The most common causes of blocked drains

It’s always worth knowing what sort of things are most likely to block a drain.

These include:

  • Wet wipes
  • Fat, oils and grease
  • Coffee grounds
  • Non-degradable toiletries (like cotton buds)
  • Hair
  • Nappies
  • Sanitary items
  • Tree roots and leaves (effecting outdoor drains and pipes)

General drain care tips and advice

You don’t have to wait for a drain disaster to start implementing better drain care tips and maintenance. The following evergreen tips should help lower the chance of blockages or other issues.

  • Not everything should be flushed

A drain isn’t a dustbin. Don’t just assume you can throw cotton buds, plastic or other small bathroom bits into the toilet. Anything that doesn’t naturally break down should be put in the rubbish or a septic tank, and never enter your drainage system.

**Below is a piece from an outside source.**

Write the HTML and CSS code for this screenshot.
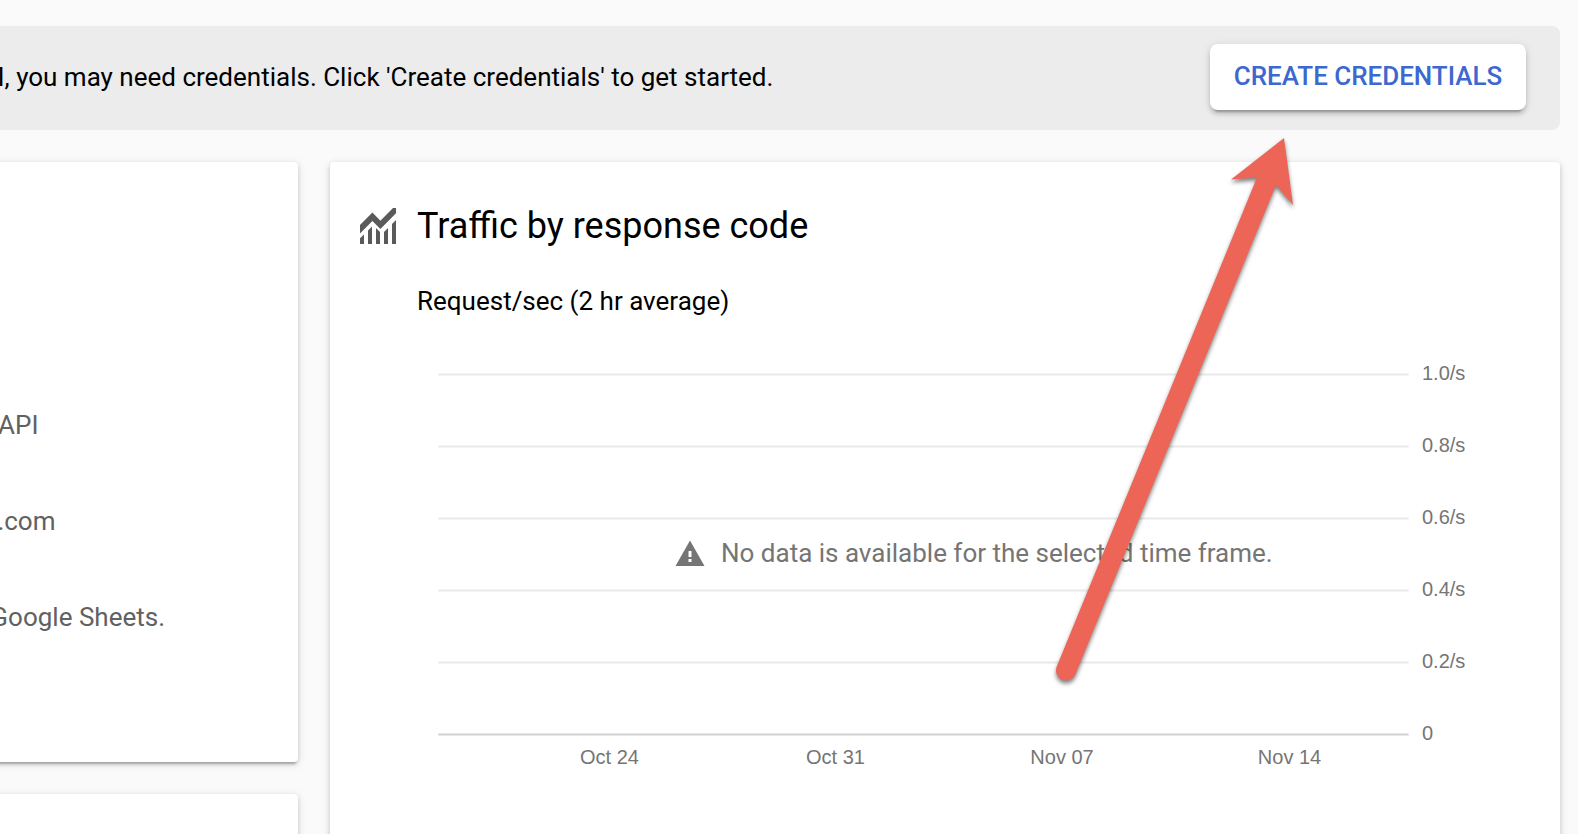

  • Keep an eye on grease and fat

It’s all too easy to let grease and fats from your latest culinary masterpiece trickle down the drain when you’re clearing messes away. Whenever possible, you should let these cool and throw them in the trash. Grease and fats can thicken when cooled and cause major blockages. If it’s not possible to throw the grease or fat away, run plenty of hot, soapy water through the drain to help break it up.

  • Keep track of less used rooms or properties

If you have spare rooms, summer homes or temporarily vacant properties, you should plan to have someone regularly flush the toilets and run the taps on a semi-regular basis. This prevents the water going stagnant or the traps in the drainage systems developing mould.